- AVAILABLE RECORDS -
◆ ◆ ◆ ◆ ◆ ◆ ◆

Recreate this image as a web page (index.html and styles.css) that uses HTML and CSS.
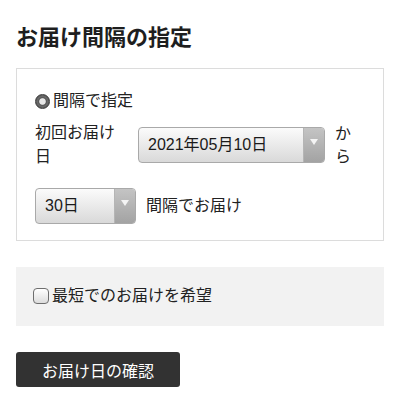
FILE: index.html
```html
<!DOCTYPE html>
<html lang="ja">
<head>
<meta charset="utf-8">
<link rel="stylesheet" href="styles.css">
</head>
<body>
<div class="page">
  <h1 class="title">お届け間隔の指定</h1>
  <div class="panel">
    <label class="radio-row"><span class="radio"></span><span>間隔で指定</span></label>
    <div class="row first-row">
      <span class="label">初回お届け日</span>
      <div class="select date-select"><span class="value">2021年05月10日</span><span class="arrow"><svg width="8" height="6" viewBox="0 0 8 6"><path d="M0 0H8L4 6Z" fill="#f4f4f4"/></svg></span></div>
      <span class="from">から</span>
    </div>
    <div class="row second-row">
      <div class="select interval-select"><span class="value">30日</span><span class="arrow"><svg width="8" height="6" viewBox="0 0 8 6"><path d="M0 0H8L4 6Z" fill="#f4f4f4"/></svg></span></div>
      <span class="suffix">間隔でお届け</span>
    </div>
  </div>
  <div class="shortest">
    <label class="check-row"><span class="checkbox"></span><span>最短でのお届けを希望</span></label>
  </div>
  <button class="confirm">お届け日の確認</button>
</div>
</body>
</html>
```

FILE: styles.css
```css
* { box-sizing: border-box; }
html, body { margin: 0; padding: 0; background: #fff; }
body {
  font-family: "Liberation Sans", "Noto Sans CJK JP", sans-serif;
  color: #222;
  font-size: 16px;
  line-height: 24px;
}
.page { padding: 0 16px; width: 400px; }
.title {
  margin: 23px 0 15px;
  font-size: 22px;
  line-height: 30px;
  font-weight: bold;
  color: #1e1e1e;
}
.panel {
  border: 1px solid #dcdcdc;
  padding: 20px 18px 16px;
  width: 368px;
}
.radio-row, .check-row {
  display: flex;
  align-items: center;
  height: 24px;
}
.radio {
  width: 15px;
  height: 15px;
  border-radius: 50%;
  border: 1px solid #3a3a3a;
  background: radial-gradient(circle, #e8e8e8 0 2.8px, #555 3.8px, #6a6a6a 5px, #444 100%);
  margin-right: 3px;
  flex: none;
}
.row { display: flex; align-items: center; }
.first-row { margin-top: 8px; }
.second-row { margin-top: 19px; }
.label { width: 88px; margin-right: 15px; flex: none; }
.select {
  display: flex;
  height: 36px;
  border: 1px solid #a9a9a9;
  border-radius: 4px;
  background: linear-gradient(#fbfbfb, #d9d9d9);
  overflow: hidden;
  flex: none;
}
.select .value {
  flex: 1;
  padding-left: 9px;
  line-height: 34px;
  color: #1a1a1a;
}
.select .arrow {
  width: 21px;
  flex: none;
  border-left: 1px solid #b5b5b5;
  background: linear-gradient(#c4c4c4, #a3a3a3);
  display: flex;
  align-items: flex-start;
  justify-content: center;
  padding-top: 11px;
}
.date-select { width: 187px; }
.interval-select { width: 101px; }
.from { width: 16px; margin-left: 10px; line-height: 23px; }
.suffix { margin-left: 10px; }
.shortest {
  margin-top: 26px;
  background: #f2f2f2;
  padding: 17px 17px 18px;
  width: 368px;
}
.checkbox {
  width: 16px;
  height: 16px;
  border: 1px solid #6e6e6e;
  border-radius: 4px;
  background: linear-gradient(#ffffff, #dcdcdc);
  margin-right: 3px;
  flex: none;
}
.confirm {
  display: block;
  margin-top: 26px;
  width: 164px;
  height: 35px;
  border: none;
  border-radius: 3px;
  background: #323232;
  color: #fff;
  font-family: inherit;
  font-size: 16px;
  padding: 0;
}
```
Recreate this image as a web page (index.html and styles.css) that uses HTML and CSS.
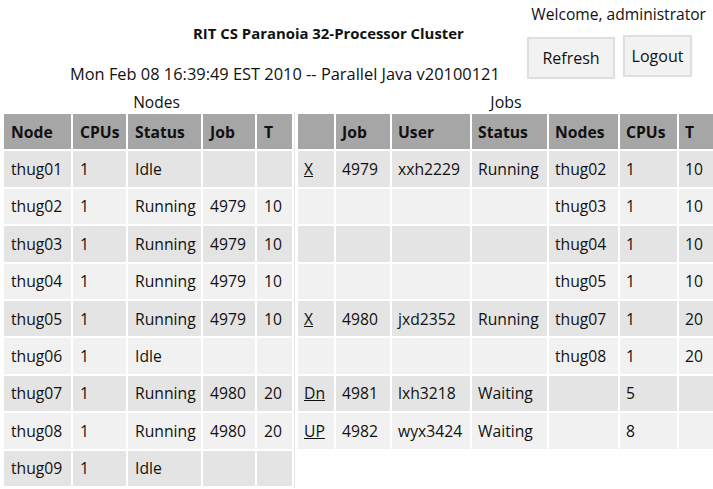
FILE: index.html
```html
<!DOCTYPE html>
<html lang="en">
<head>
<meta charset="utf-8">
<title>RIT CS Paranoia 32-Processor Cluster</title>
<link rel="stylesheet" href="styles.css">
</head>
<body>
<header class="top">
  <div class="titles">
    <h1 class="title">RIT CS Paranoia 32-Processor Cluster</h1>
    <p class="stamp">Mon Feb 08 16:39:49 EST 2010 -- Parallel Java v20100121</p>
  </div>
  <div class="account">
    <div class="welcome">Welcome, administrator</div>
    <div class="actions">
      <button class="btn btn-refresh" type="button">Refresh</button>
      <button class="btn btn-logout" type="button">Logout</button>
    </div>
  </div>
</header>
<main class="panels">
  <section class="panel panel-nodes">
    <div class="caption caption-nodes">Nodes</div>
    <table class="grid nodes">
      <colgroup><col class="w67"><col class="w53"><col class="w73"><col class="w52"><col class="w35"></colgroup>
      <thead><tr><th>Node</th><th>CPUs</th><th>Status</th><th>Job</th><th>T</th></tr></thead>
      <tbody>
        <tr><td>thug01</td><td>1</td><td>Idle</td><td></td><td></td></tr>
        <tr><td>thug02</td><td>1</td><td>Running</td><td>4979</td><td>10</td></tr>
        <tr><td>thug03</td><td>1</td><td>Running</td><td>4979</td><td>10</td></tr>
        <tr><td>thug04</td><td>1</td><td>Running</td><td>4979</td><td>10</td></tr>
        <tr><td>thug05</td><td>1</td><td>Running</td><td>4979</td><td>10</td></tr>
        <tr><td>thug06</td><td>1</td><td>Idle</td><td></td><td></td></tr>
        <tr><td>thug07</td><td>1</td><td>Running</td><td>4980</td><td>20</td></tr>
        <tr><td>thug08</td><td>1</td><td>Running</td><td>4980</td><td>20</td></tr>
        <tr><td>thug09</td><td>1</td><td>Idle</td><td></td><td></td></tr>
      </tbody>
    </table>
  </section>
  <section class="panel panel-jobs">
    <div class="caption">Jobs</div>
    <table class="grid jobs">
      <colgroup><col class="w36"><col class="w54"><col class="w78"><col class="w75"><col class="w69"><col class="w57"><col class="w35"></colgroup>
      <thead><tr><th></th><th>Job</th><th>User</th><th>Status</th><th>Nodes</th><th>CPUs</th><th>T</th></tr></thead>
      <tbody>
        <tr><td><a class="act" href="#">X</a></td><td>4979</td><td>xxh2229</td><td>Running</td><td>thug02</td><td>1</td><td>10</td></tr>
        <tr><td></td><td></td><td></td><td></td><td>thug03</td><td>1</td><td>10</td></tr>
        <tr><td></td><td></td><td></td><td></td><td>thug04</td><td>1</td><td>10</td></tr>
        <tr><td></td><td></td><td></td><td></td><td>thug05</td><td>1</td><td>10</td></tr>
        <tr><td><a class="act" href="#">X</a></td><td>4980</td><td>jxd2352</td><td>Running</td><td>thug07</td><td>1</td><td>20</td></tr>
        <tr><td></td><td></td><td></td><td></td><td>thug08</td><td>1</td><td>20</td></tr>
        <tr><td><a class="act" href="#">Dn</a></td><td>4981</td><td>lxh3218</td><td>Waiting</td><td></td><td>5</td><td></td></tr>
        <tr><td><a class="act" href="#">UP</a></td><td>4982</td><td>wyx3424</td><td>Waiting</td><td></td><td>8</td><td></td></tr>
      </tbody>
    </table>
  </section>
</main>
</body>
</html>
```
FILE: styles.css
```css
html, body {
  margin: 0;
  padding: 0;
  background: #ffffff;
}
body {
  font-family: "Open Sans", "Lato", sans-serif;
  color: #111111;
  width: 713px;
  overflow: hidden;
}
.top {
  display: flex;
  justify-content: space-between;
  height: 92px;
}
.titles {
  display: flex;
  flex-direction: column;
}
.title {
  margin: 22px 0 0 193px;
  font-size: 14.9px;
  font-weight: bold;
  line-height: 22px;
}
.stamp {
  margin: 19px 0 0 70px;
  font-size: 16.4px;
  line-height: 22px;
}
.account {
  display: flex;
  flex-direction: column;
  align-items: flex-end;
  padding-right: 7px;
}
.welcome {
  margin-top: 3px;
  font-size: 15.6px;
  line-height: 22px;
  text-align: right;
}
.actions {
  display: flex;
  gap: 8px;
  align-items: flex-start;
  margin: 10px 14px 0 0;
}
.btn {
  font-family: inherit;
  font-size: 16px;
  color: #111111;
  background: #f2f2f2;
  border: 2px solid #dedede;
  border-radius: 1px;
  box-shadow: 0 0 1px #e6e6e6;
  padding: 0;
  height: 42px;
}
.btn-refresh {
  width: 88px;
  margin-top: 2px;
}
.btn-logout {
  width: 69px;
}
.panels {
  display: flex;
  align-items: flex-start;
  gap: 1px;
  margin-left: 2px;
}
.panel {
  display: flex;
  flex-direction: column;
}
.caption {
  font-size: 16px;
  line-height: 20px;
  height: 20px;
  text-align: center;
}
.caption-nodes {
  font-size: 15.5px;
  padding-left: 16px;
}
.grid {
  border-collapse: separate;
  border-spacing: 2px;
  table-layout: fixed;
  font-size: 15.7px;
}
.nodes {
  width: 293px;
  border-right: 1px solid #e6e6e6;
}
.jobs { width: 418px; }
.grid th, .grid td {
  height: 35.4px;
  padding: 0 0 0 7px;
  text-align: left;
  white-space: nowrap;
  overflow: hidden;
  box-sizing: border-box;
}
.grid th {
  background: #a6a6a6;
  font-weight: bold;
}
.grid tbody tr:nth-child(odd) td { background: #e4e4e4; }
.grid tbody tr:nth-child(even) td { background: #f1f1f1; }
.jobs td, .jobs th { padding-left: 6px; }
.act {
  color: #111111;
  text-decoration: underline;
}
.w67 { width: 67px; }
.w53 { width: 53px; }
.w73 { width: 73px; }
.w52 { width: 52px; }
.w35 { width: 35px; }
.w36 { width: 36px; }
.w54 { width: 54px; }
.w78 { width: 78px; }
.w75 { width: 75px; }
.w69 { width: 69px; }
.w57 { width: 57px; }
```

◆ ◆ ◆ ◆ ◆ ◆ ◆

- SHORT EXERCISE -
Using the listing above, pull out all lines that hold the word "page".

- COMPLETE OUTPUT -
Recreate this image as a web page (index.html and styles.css) that uses HTML and CSS.
<div class="page">
.page { padding: 0 16px; width: 400px; }
Recreate this image as a web page (index.html and styles.css) that uses HTML and CSS.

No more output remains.